One argument used by those wanting to remove Confederate statues is that contemporary blacks had little chance to oppose them when they were erected. Aside from anecdotal evidence that blacks joined white crowds to observe the dedication ceremonies, one example in Mississippi provides undeniable evidence of explicit high-level black support. In 1890 the Mississippi legislature voted on a bill to appropriate $10,000 for a Confederate monument. The vote in the lower chamber was 57-to-41 in favor. All six black representatives voted “yea.” One, John F. Harris, made a supporting speech excerpted below prior to the vote:
Mr. Speaker! I have risen here in my place to offer a few words on the bill…I was sorry to hear the speech of the young gentleman from Marshall County. I am sorry that any son of a soldier should go on record as opposed to the erection of a monument in honor of the brave dead.

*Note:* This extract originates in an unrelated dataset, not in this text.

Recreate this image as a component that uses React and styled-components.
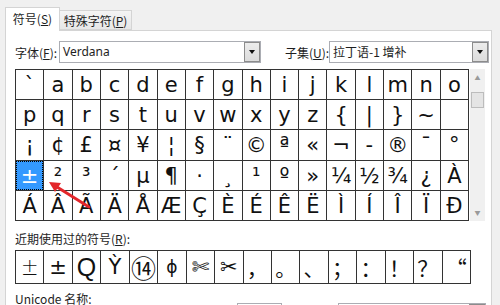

And, sir, I am convinced that had he seen what I saw at Seven Pines and in the Seven Days’ fighting around Richmond, the battlefield covered with the mangled forms of those who fought for their country and for their country’s honor, he would not have made that speech….When the news came that the South had been invaded, those men went forth to fight for what they believed, and they made no requests for monuments…But they died, and their virtues should be remembered.
Sir, I went with them. I too wore the gray, the same color my master wore. We stayed four long years, and if that war had gone on till now I would have been there yet….I want to honor those brave men who died for their convictions.
When my mother died I was a boy. Who, Sir, then acted the part of a mother to an orphaned slave boy, but my old missus? Were she living now, or could speak to me from those high realms where are gathered the sainted dead, she would tell me to vote for this bill. And, Sir, I shall vote for it. I want it known to all the world that my voice is given in favor of the bill to erect a monument in honor of the Confederate dead.”
Harris was about thirty years old when he went off with his master to fight on the side of the Confederacy. After the War he studied law at the offices of Percy and Yerger in Greenville, Mississippi. The firm’s co-founder was William Alexander Percy, a former Confederate Colonel. In 1867 Percy successfully defended ex-slave, Holt Collier, who had been accused of murdering a federal officer.
Holt fought as a Confederate sharpshooter during the War and later was a guide for Theodore Roosevelt when the President visited Mississippi on a bear hunt in 1902. When word got out that Roosevelt declined to shoot a bear that Holt had trapped for him, a toy manufacturer started mass producing stuffed bears for infants. He named them Teddy Bears.
Percy’s son (LeRoy) fathered a second William Alexander Percy who authored Lanterns on the Levee in 1941. When future novelist and physician Walker Percy was orphaned at age fifteen in 1931 he went to live with the second W. A. Percy. While in Greenville, Walker became best friends with high school classmate Shelby Foote who had been fatherless since age five. During the next three years the two youths were treated like nuclear family in the W. A. Percy household. The patriarch became a mentor to both. Later, Walker won the National Book Award for The Moviegoer while Shelby became best known for his three volume Civil War narrative.